HAMAR, Norway -- They have the best seats in the arena.
They are poised on risers above the dasher boards. They are armed with pads, papers and computer terminals. And they make decisions that lead to triumph or heartbreak.
These are the skating judges, men and women whose subjective views are translated into hard numbers.
And tonight, when Nancy Kerrigan meets Tonya Harding and 25 other skaters in the women's technical program at the Winter Olympics, the nine judges will be on trial.
Can they fairly judge Harding, who was implicated in the plot to injure Kerrigan?
"You bet," said Claire Ferguson, president of the U.S. Figure Skating Association. "You have to put everything out of your mind and concentrate on just skating. It has to be done. And it will be."
But just to make sure the nine-member panel is not influenced by events outside the arena, International Skating Union officials called the group together yesterday. And the judges were told -- specifically in the case of Harding -- to judge the skating and not the skater's alleged misdeeds.
"There are so many people looking at the judging," said Scott Hamilton, the 1984 Olympic men's champion. "The judges will concentrate on putting out the marks. It will be the best-judged event ever."
Figure skating judging has always been filled with tales of political deal-making and conflicts of interest.
During the height of the Cold War in the 1960s and early 1970s, judging scandals were common, as those from the East and West blocs lined up into different camps.
Even at these Olympics, the judges have been embroiled in brush-fire controversies: the demotion from first to third of British ice dancers Jayne Torvill and Christopher Dean and a tough call in the pairs competition.
"The whole sport is in the eye of the beholder," said Ben Wright, a former member of the ISU's technical committee. "We have gone a long way to improve judging," he said. "The sport is in evolution. It changes. And so do the judges."
The judges are the sport's ultimate amateurs, volunteers who earn only 500 Swiss francs (about $350) a competition for expenses.
The composition of the international panels is based on the results from the previous year's World Championships. The top 10 nations in each of the events earn their countries' judging slots. One nation is then eliminated by lot, leaving the nine-member juries.
There is an interesting cast set to judge the women.
Ukraine's Alfred Korytek has links to skater Oksana Baiul -- his son was the 16-year-old phenom's first coach.
And Germany's Jan Hoffman was taught by Jutta Muller, who now coaches Katarina Witt.
The United States is represented by Margaret A. Wier.
"Of course they can judge this event," said Charles A. DeMore, a U.S. member on the ISU technical committee. "When you judge, you put aside all of your past references. You judge what you see on the ice."
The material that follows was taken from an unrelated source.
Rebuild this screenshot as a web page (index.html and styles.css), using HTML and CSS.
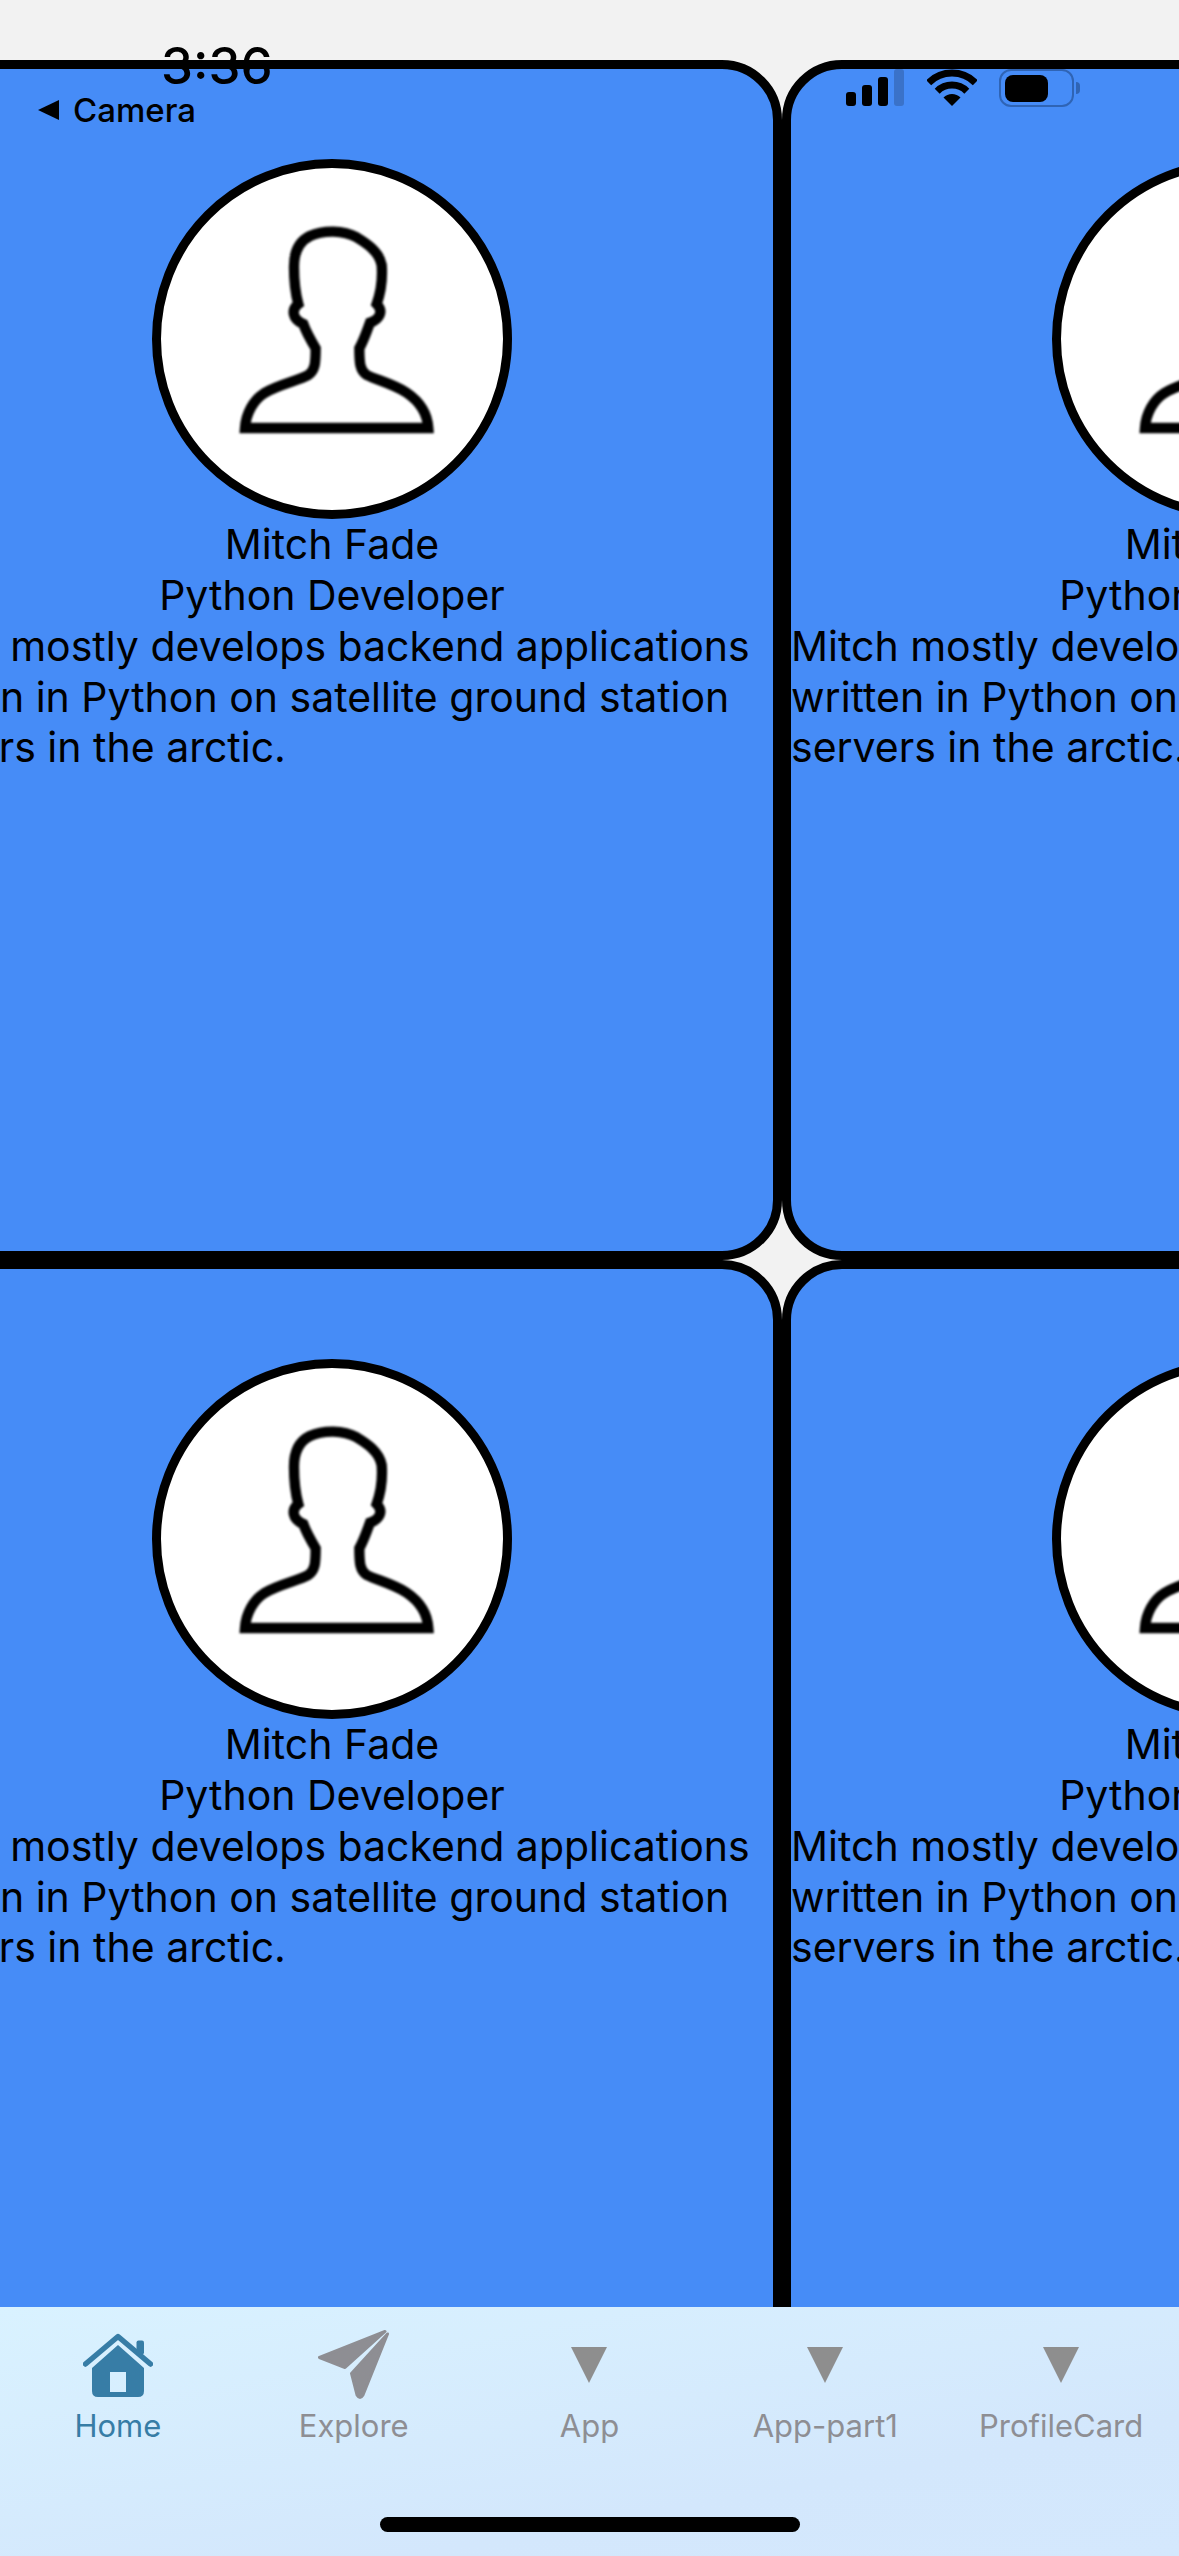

The judges punch up their computers and provide marks for technical merit and artistry on a scale of 0 to 6. They are looking for more than beauty. They may not admit it, but they do count the jumps, they closely observe the edge of the skater's blades on ice and they gauge style.
"They are trained to do a job," DeMore said.
In Norway, the judges have consistently favored the classical, balletic skaters, over the jumpers. If that form holds true, then a skater like Kerrigan, whose reputation is built on her graceful lines, has an advantage over the more athletic Harding.
But if either falls or slips in the technical program, their gold-medal hopes will vanish.
"There are eight or 10 skaters who can win this event," Hamilton said.
Including Harding, who has been implicated by her ex-husband in a scandal that has rocked the sport.
Can the judges be fair?
"They have to," said Canadian coach Louis Stong. "Tonya Harding is just a skater. She is going to do the skating tricks. If she does them, you mark her up. If she doesn't, you mark her down. The judges have to do that. And they will."
%Wendy Utley, Great Britain
Jan Olesinski, Poland
Jarmila Portova, Czech Republic
Alfred Korytek, Ukraine
Jiasheng Yang, China
Margaret Wier, USA
Noriko Shirota, Japan
Audrey Williams, Canada
Jan Hoffman, Germany
Referee: Britta Lindgren, Sweden
Assistant referee: Gerhardt Bubnik, Austria
How national allocation of judges is determined
A pool of 10 countries was created according to the results of the women's event at the 1993 World Championships. No country can have more than one judge, even if it had more than one skater in the top 10. From the 10, a blind draw was held for the nine Olympic positions.
How judges are selected
Each judge first worked his or her way up to national judge, which takes up to 10 years in the United States. After that, a person who judges two national championships in a three-year period can be nominated by his or her country to be an international competition judge, of which there are a fixed number worldwide. After three years at that level, the judge can be nominated to take the examination as an international championship judge, able to judge events such as the Olympics and World Championships. There are also a fixed number of championship judges. An international championship judge must stop judging after age 70.